Много пьет… Может быть, из-за жены? Совсем никудышная досталась ему жена — ну, как вещь порченая — только выбросить и годится. Или из-за сестер и матери? Пьет спирт после каждой операции — подносят, не отказывается, — ходит на разные приглашения: он талантливый, с ним хотят подружиться, потому что он очень справедливый и никого не боится.

Антонида замолкает, сказав последние слова почти шепотом. Я смотрю в потолок — всполохи гуще и чаще промелькивают по белизне известки, затевается амурская пурга на несколько дней, — за окном слышнее ветер и ощутительнее холод в палате. Жду голоса Антониды, голоса, а не продолжения рассказа: что-то переменилось, дрогнуло в нем под конец, и я испугался этого. Я медленно повел голову в ее сторону, она, качнувшись, опять заговорила.

Ему трудно, Сухломину. Он такой человек — лишь вид делает, что строгий и грубый. На самом деле заплакать может. Раз как-то, когда были вдвоем… Он дочку свою любит, но ведь она маленькая, не помощница. Ему нужен человек, женщина… Он сам это говорит. Он сдержит слово, много будет работать. Он лучше стал. Когда вдвоем — он совсем как мальчишка. Смеется, болтает. Он даже руки целовать умеет…

— Ты что, живешь с ним? — вдруг выкрикнулось из меня, и я, вскочив, отошел к окну.

Я придержал частившее дыхание, удивляясь тишине в палате, отчужденным голосам в коридоре, ровному сипению ветра. «Ерунда, — подумал я, — ничего не переменилось, все как было. Мне надо заговорить, сказать, что я понимаю шутку. Что, конечно, психанул — пусть посмеется… Главное, спокойно».

— Тоня, я понимаю — ты пошутила. Чтобы позлить меня. Ну скажи — пошутила? Я заметил давно — ты ему нравишься. Ну и что? Мало ли кто кому нравится. Он старше тебя лет на десять, правда? Ну скажи, что пошутила.

— Нет, миленький.

— Как?

— Так.

— Что же ты молчала! — опять выкрикнулось из меня.

— Ты не спрашивал.

— Не понимаю…

— Потому что не знаешь. Ты обо мне ничего не знаешь. Не спрашивал. Ты у нас дома был? Ну скажи — был? Видел, какая у нас семья?

— И что?

— Мне шестнадцати не было, когда мама меня замуж выдала. В войну. Документы подделала. Чтобы я с голоду не померла и им помогала. За майора — у него вся семья в оккупации погибла. Потом еще раз выходила, в восемнадцать… Ты не заметил… Когда мы у мамы обедали, мальчик в синем костюмчике, с такими беленькими кудряшками возле меня вертелся. Это Витька, мой сын. Ему уже четыре… Ты вот слушаешь и думаешь: врет все она. Нет, все правда, миленький.

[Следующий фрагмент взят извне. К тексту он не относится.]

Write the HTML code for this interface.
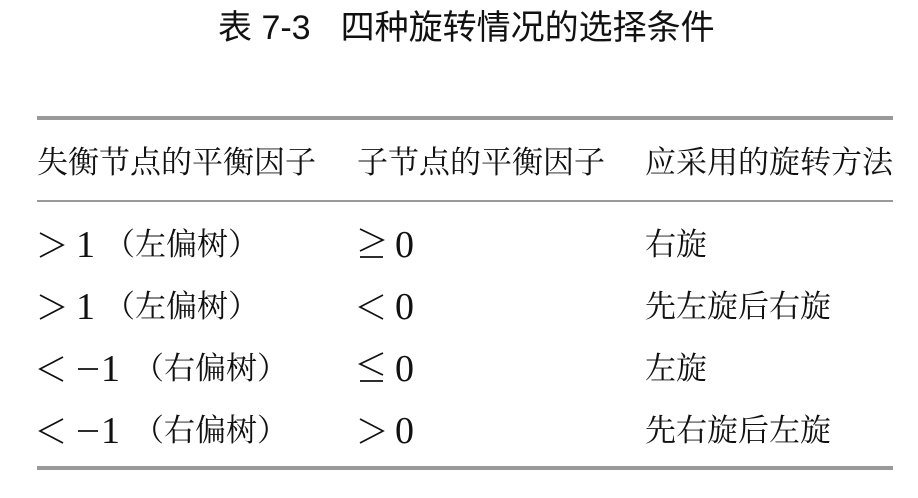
<!DOCTYPE html>
<html><head><meta charset="utf-8"><style>
body{margin:0;width:918px;height:498px;background:#fff;position:relative;overflow:hidden;font-family:"Liberation Serif","Noto Serif CJK SC",serif;color:#111}
.t{position:absolute;font-size:31px;line-height:36px;white-space:pre}
.d{position:absolute;font-size:38px;line-height:36px;font-family:"Liberation Serif",serif}
.r{position:absolute;left:37px;width:856px;background:#999}
.h{position:absolute;left:218px;top:8px;font-family:"Liberation Sans","Noto Sans CJK SC",sans-serif;font-size:34px;line-height:40px;white-space:pre}
svg{position:absolute;left:0;top:0}
</style></head><body>
<div class="h">表 7-3<span style="display:inline-block;width:30px"></span>四种旋转情况的选择条件</div>
<div class="r" style="top:116px;height:4px"></div>
<div class="t" style="left:37px;top:145px">失衡节点的平衡因子</div>
<div class="t" style="left:357px;top:145px">子节点的平衡因子</div>
<div class="t" style="left:645px;top:145px">应采用的旋转方法</div>
<div class="r" style="top:200px;height:2px"></div>

<svg width="918" height="498" fill="none" stroke="#111" stroke-width="1.7">
<polyline points="40,233 63,245 40,257"/>
<polyline points="360,229 383,240 360,251"/><line x1="360" y1="257" x2="383" y2="257"/>
<polyline points="40,295 63,307 40,319"/>
<polyline points="383,295 360,307 383,319"/>
<polyline points="63,357 40,369 63,381"/><line x1="78" y1="369" x2="98" y2="369"/>
<polyline points="383,353 360,364 383,375"/><line x1="360" y1="381" x2="383" y2="381"/>
<polyline points="63,419 40,431 63,443"/><line x1="78" y1="431" x2="98" y2="431"/>
<polyline points="360,419 383,431 360,443"/>
</svg>
<div class="d" style="left:76px;top:227px">1</div>
<div class="t" style="left:104px;top:227px">（左偏树）</div>
<div class="d" style="left:395px;top:227px">0</div>
<div class="t" style="left:645px;top:227px">右旋</div>

<div class="d" style="left:76px;top:289px">1</div>
<div class="t" style="left:104px;top:289px">（左偏树）</div>
<div class="d" style="left:395px;top:289px">0</div>
<div class="t" style="left:645px;top:289px">先左旋后右旋</div>

<div class="d" style="left:101px;top:351px">1</div>
<div class="t" style="left:133px;top:351px">（右偏树）</div>
<div class="d" style="left:395px;top:351px">0</div>
<div class="t" style="left:645px;top:351px">左旋</div>

<div class="d" style="left:101px;top:413px">1</div>
<div class="t" style="left:133px;top:413px">（右偏树）</div>
<div class="d" style="left:395px;top:413px">0</div>
<div class="t" style="left:645px;top:413px">先右旋后左旋</div>
<div class="r" style="top:466px;height:4px"></div>
</body></html>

Антонида поднялась, медленно, издали присматриваясь ко мне, подошла, стала рядом. Осторожно, словно боясь чего-то, взяла мою руку в обе свои. Руки у нее были прохладные и спокойные. И я начал подбирать какие-то слова, молить судьбу: нельзя же так, не должно быть так, надо сейчас же, пока не поздно, сделать что-то… выпрыгнуть из окна, удариться головой о стену… надо заставить Антониду разрыдаться, отречься от своих слов…

— Прости меня, — сказала она. — Хочешь, стану на колени.

Я не мог ничего ответить.

— А мне хорошо… Что ты! — с удивлением воскликнула она. — Теперь я все переживу. Наверно, мне бог тебя послал, а?

«Не знаю, не понимаю», — беззвучно твердил я.

— А я знаю. Я буду тебя помнить всегда-всегда. И тебе станет хорошо. Когда-нибудь тебе обязательно станет хорошо.

Она замолчала. Мы молча простояли у окна до темноты.